[QUESTION] Using governor for HTTP Rate Limiting weirdness

Unaidedsteak commented 4 years ago

Hello!

Thanks for writing and providing this library, it's been a big help! I had a few questions about how it works and if you had any suggestions to my problem.

It seems on first start of using this ratelimiter, it seems to allow more requests than the defined rate limit. e.g limit of 10 rp/s and for the first few seconds of sending requests, around 15ish rp/s make it though.
One idea I had was to allow "hot configuration" of the rate limiter so I can change the ratelimit value on the fly. I'm currently doing this by creating a new RateLimiter with the new quota and using a RwLock to ensure all threads can safely use the new rate limiter. Similar to issue 1, when this happens there's a large amount of extra rp/s make it through on top of the rate limit.

Extra Context:

Using RateLimiter::direct(Quota::per_second(NonZeroU32::new(10) to create the RateLimit
Using bucket..check() to check if I should process a request, if the bucket is full I immediately respond with a 429

I appreciate this could just be due to my implimentation, just wondered if you had any ideas. Thanks!

antifuchs commented 4 years ago

Hi! Thanks for the kind words, I'm glad you find this library useful (:

It seems on first start of using this ratelimiter, it seems to allow more requests than the defined rate limit. e.g limit of 10 rp/s and for the first few seconds of sending requests, around 15ish rp/s make it though.

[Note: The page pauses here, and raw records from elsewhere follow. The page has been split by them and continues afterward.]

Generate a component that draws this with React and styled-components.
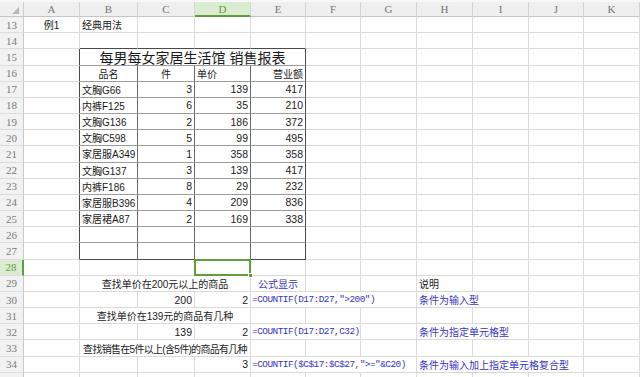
import React from 'react';
import styled, { createGlobalStyle, css } from 'styled-components';

const COLS = ['A', 'B', 'C', 'D', 'E', 'F', 'G', 'H', 'I', 'J', 'K'];
const GRID = '#dadada';
const EDGE = '#4a4a4a';
const INNER_V = '#6a6a6a';
const INNER_H = '#9c9c9c';
const GREEN = '#5f9e3a';
const BLUE = '#3535c8';

const GlobalStyle = createGlobalStyle`
  *, *::before, *::after { box-sizing: border-box; }
  html, body { margin: 0; padding: 0; background: #fff; overflow: hidden; }
  body { font-family: "Liberation Sans", "Noto Sans CJK SC", sans-serif; }
`;

const Page = styled.div`
  width: 640px;
  height: 377px;
  overflow: hidden;
  background: #fff;
`;

const TopStrip = styled.div`
  height: 2px;
  background: #f8f8f8;
`;

const Sheet = styled.div`
  display: grid;
  grid-template-columns: 24px 56px 58px 57px 56px 55px 55px 56px 56px 56px 55px 56px;
  grid-template-rows: 15px;
  grid-auto-rows: 16.18px;
`;

const Corner = styled.div`
  background: #efefef;
  border-right: 1px solid #cfcfcf;
  border-bottom: 1px solid #c6c6c6;
  display: flex;
  align-items: flex-end;
  justify-content: flex-end;
  padding: 0 4px 2px 0;
`;

const ColHead = styled.div`
  background: ${p => (p.$active ? '#dcecd2' : '#efefef')};
  color: ${p => (p.$active ? GREEN : '#767676')};
  border-right: 1px solid #d4d4d4;
  border-bottom: ${p => (p.$active ? `2px solid ${GREEN}` : '1px solid #c6c6c6')};
  font: 11px "Liberation Serif", serif;
  display: flex;
  align-items: center;
  justify-content: center;
`;

const RowHead = styled.div`
  background: ${p => (p.$active ? '#dcecd2' : '#f2f2f2')};
  color: ${p => (p.$active ? GREEN : '#7a7a7a')};
  border-right: ${p => (p.$active ? `2px solid ${GREEN}` : '1px solid #c8c8c8')};
  border-bottom: 1px solid #dcdcdc;
  font: 11px "Liberation Serif", serif;
  display: flex;
  align-items: center;
  justify-content: center;
`;

const Cell = styled.div`
  grid-column: span ${p => p.$span || 1};
  border-right: ${p => p.$right};
  border-bottom: ${p => p.$bottom};
  display: flex;
  align-items: center;
  justify-content: ${p =>
    p.$align === 'center' ? 'center' : p.$align === 'right' ? 'flex-end' : 'flex-start'};
  padding: 0 2px;
  font-size: ${p => (p.$kind === 'title' ? '14px' : p.$kind === 'num' ? '10.5px' : '10px')};
  letter-spacing: ${p => (p.$tight ? '-0.7px' : 'normal')};
  color: ${p => (p.$blue ? BLUE : '#1a1a1a')};
  white-space: nowrap;
  overflow: visible;
  position: relative;
  ${p =>
    p.$kind === 'formula' &&
    css`
      font-family: "Liberation Mono", monospace;
      font-size: 9.4px;
      letter-spacing: -0.5px;
      padding-left: 1px;
    `}
  ${p =>
    p.$selected &&
    css`
      &::after {
        content: '';
        position: absolute;
        left: -1px;
        top: -1px;
        right: -1px;
        bottom: -1px;
        border: 2px solid ${GREEN};
      }
      &::before {
        content: '';
        position: absolute;
        right: -3px;
        bottom: -3px;
        width: 5px;
        height: 5px;
        background: ${GREEN};
        border: 1px solid #fff;
        z-index: 2;
      }
    `}
`;

const rows = {
  13: [
    { col: 'A', text: '例1', align: 'center' },
    { col: 'B', text: '经典用法' },
  ],
  15: [{ col: 'B', span: 4, text: '每男每女家居生活馆 销售报表', align: 'center', kind: 'title' }],
  16: [
    { col: 'B', text: '品名', align: 'center' },
    { col: 'C', text: '件', align: 'center' },
    { col: 'D', text: '单价' },
    { col: 'E', text: '营业额', align: 'right' },
  ],
  29: [
    { col: 'B', span: 3, text: '查找单价在200元以上的商品', align: 'center' },
    { col: 'E', text: '公式显示', align: 'center', blue: true },
    { col: 'H', text: '说明' },
  ],
  30: [
    { col: 'C', text: '200', align: 'right', kind: 'num' },
    { col: 'D', text: '2', align: 'right', kind: 'num' },
    { col: 'E', span: 3, text: '=COUNTIF(D17:D27,">200")', kind: 'formula', blue: true },
    { col: 'H', span: 2, text: '条件为输入型', blue: true },
  ],
  31: [{ col: 'B', span: 3, text: '查找单价在139元的商品有几种', align: 'center' }],
  32: [
    { col: 'C', text: '139', align: 'right', kind: 'num' },
    { col: 'D', text: '2', align: 'right', kind: 'num' },
    { col: 'E', span: 2, text: '=COUNTIF(D17:D27,C32)', kind: 'formula', blue: true },
    { col: 'H', span: 2, text: '条件为指定单元格型', blue: true },
  ],
  33: [
    { col: 'B', span: 3, text: '查找销售在5件以上(含5件)的商品有几种', align: 'center', tight: true },
  ],
  34: [
    { col: 'D', text: '3', align: 'right', kind: 'num' },
    { col: 'E', span: 3, text: '=COUNTIF($C$17:$C$27,">="&C20)', kind: 'formula', blue: true },
    { col: 'H', span: 3, text: '条件为输入加上指定单元格复合型', blue: true },
  ],
};

const sales = [
  ['文胸G66', 3, 139, 417],
  ['内裤F125', 6, 35, 210],
  ['文胸G136', 2, 186, 372],
  ['文胸C598', 5, 99, 495],
  ['家居服A349', 1, 358, 358],
  ['文胸G137', 3, 139, 417],
  ['内裤F186', 8, 29, 232],
  ['家居服B396', 4, 209, 836],
  ['家居裙A87', 2, 169, 338],
];

sales.forEach(([name, qty, price, total], i) => {
  rows[17 + i] = [
    { col: 'B', text: name },
    { col: 'C', text: qty, align: 'right', kind: 'num' },
    { col: 'D', text: price, align: 'right', kind: 'num' },
    { col: 'E', text: total, align: 'right', kind: 'num' },
  ];
});

const inTable = n => n >= 15 && n <= 27;

function borders(n, start, end) {
  let right = `1px solid ${GRID}`;
  let bottom = `1px solid ${GRID}`;
  if (inTable(n)) {
    if (end === 0 || end === 4) right = `1px solid ${EDGE}`;
    else if (start >= 1 && end <= 3) right = `1px solid ${INNER_V}`;
    if (start >= 1 && end <= 4) bottom = `1px solid ${n === 27 ? EDGE : INNER_H}`;
  }
  if (n === 14 && start >= 1 && end <= 4) bottom = `1px solid ${EDGE}`;
  return { right, bottom };
}

function buildRow(n) {
  const spec = rows[n] || [];
  const out = [];
  let i = 0;
  while (i < COLS.length) {
    const hit = spec.find(c => COLS.indexOf(c.col) === i);
    const span = hit ? hit.span || 1 : 1;
    const { right, bottom } = borders(n, i, i + span - 1);
    out.push(
      <Cell
        key={`${n}-${i}`}
        $span={span}
        $right={right}
        $bottom={bottom}
        $align={hit && hit.align}
        $kind={hit && hit.kind}
        $blue={hit && hit.blue}
        $tight={hit && hit.tight}
        $selected={n === 28 && i === 3}
      >
        {hit ? hit.text : ''}
      </Cell>
    );
    i += span;
  }
  return out;
}

// row 35 only peeks in at the bottom edge, its number is below the fold
const rowNumbers = Array.from({ length: 23 }, (_, k) => 13 + k);

export default function App() {
  return (
    <Page>
      <GlobalStyle />
      <TopStrip />
      <Sheet>
        <Corner>
          <svg width="7" height="7" viewBox="0 0 7 7">
            <polygon points="7,0 7,7 0,7" fill="#b9b9b9" />
          </svg>
        </Corner>
        {COLS.map(c => (
          <ColHead key={c} $active={c === 'D'}>
            {c}
          </ColHead>
        ))}
        {rowNumbers.map(n => (
          <React.Fragment key={n}>
            <RowHead $active={n === 28}>{n < 35 ? n : ''}</RowHead>
            {buildRow(n)}
          </React.Fragment>
        ))}
      </Sheet>
    </Page>
  );
}
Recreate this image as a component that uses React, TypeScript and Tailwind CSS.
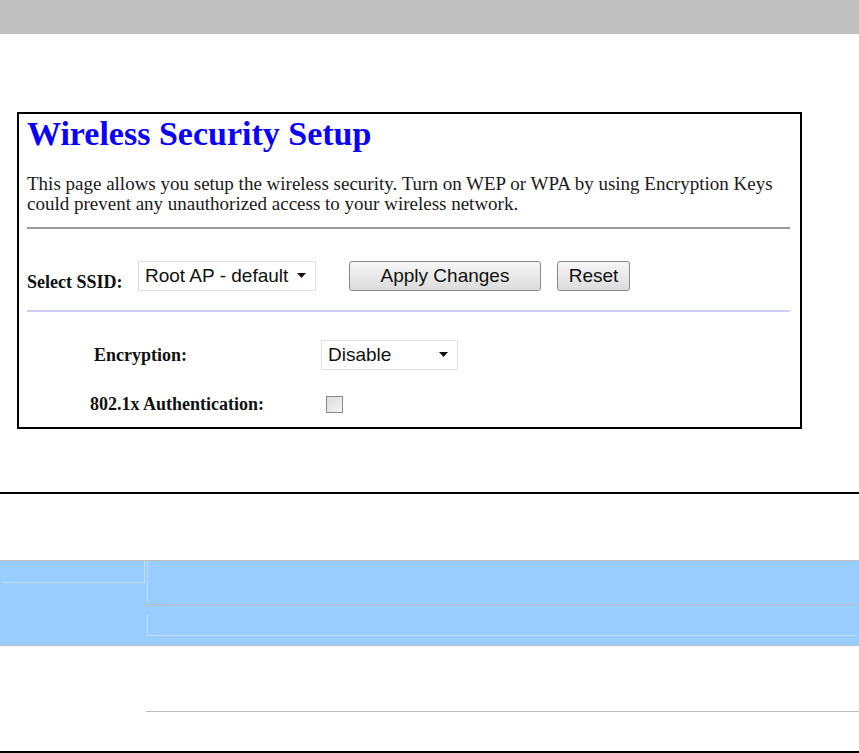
import React from "react";

const serif = { fontFamily: '"Liberation Serif", "Times New Roman", serif' };
const sans = { fontFamily: '"Liberation Sans", Arial, sans-serif' };

function Caret() {
  return (
    <svg width="9" height="5" viewBox="0 0 9 5" className="block">
      <path d="M0 0 L9 0 L4.5 5 Z" fill="#111" />
    </svg>
  );
}

function FakeSelect({ label, width }: { label: string; width: string }) {
  return (
    <div
      className={`${width} h-[30px] flex items-center justify-between border border-[#e2e2e2] bg-white pl-[6px] pr-[9px] text-[19px] text-[#111]`}
      style={sans}
    >
      <span className="leading-none">{label}</span>
      <Caret />
    </div>
  );
}

function Button({ label, width }: { label: string; width: string }) {
  return (
    <div
      className={`${width} h-[30px] flex items-center justify-center rounded-[3px] border border-[#8a8a8a] bg-gradient-to-b from-[#f6f6f6] to-[#dcdcdc] text-[19px] text-[#111]`}
      style={sans}
    >
      {label}
    </div>
  );
}

export default function App() {
  return (
    <div className="w-[859px] h-[753px] bg-white overflow-hidden flex flex-col">
      <div className="h-[34px] bg-[#c0c0c0]" />
      <div className="h-[78px]" />
      <div className="ml-[17px] w-[785px] h-[318px] border-2 border-black flex flex-col px-[8px]" style={serif}>
        <h1 className="mt-[1px] text-[34px] leading-[38px] font-bold text-[#0a00ff]">Wireless Security Setup</h1>
        <p className="mt-[21px] text-[19px] leading-[20px] text-[#1a1a1a] whitespace-nowrap">
          This page allows you setup the wireless security. Turn on WEP or WPA by using Encryption Keys
          <br />
          could prevent any unauthorized access to your wireless network.
        </p>
        <div className="mt-[13px] mr-[2px] h-[2px] bg-[#9a9a9a]" />
        <div className="mt-[32px] flex items-start h-[30px]">
          <span className="text-[18px] leading-[20px] font-bold text-[#111] w-[111px] mt-[11px]">Select SSID:</span>
          <FakeSelect label="Root AP - default" width="w-[178px]" />
          <div className="ml-[33px]">
            <Button label="Apply Changes" width="w-[192px]" />
          </div>
          <div className="ml-[16px]">
            <Button label="Reset" width="w-[73px]" />
          </div>
        </div>
        <div className="mt-[19px] mr-[2px] h-[2px] bg-[#d0cdf5]" />
        <div className="mt-[28px] flex items-center h-[30px]">
          <span className="ml-[67px] w-[227px] text-[18px] leading-[20px] font-bold text-[#111]">Encryption:</span>
          <FakeSelect label="Disable" width="w-[137px]" />
        </div>
        <div className="mt-[26px] flex items-center h-[17px]">
          <span className="ml-[63px] w-[236px] text-[18px] leading-[20px] font-bold text-[#111]">802.1x Authentication:</span>
          <div className="w-[17px] h-[17px] border border-[#8a8a8a] bg-gradient-to-br from-[#dcdcdc] to-[#f4f4f4]" />
        </div>
      </div>
      <div className="h-[63px]" />
      <div className="h-[2px] bg-black" />
      <div className="h-[66px]" />
      <div className="grid grid-cols-[146px_1fr] bg-[#99ccff] border-y border-[#bdbdbd] h-[86px]">
        <div className="flex flex-col">
          <div className="ml-[2px] h-[22px] border-r border-b border-[#c4e0ff] mr-[1px]" />
        </div>
        <div className="flex flex-col">
          <div className="h-[43px] ml-[1px] border-l border-[#c4e0ff]" />
          <div className="h-[1px] bg-[#bdbdbd]" />
          <div className="mt-[10px] ml-[1px] mr-[2px] h-[21px] border-l border-b border-[#c4e0ff]" />
        </div>
      </div>
      <div className="grid grid-cols-[146px_1fr] h-[66px]">
        <div />
        <div className="border-b border-[#bdbdbd]" />
      </div>
      <div className="h-[39px]" />
      <div className="h-[2px] bg-black" />
    </div>
  );
}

I suspect you're running into the default for burst capacity on an "empty" rate limiter. By default, rate limiting quotas are created with a burst size of however many units are allowed through per time unit (e.g., a limiter allowing 10 rps through has a burst size of 10). That means that a "fresh" rate limiter allows 10 requests through immediately, all without pause. That would explain the skewed average counts you report: Once burst size is used up, clients will have to wait; but by then there have been a possibly-unfair 10 clients who got their request served immediately.

If you want to limit the burst capacity & shape the traffic on un-exercised rate limiters, you can use the .allow_burst method on Quotas: By setting this to 1, you can effectively turn off burst capacity, ensuring a very smooth average.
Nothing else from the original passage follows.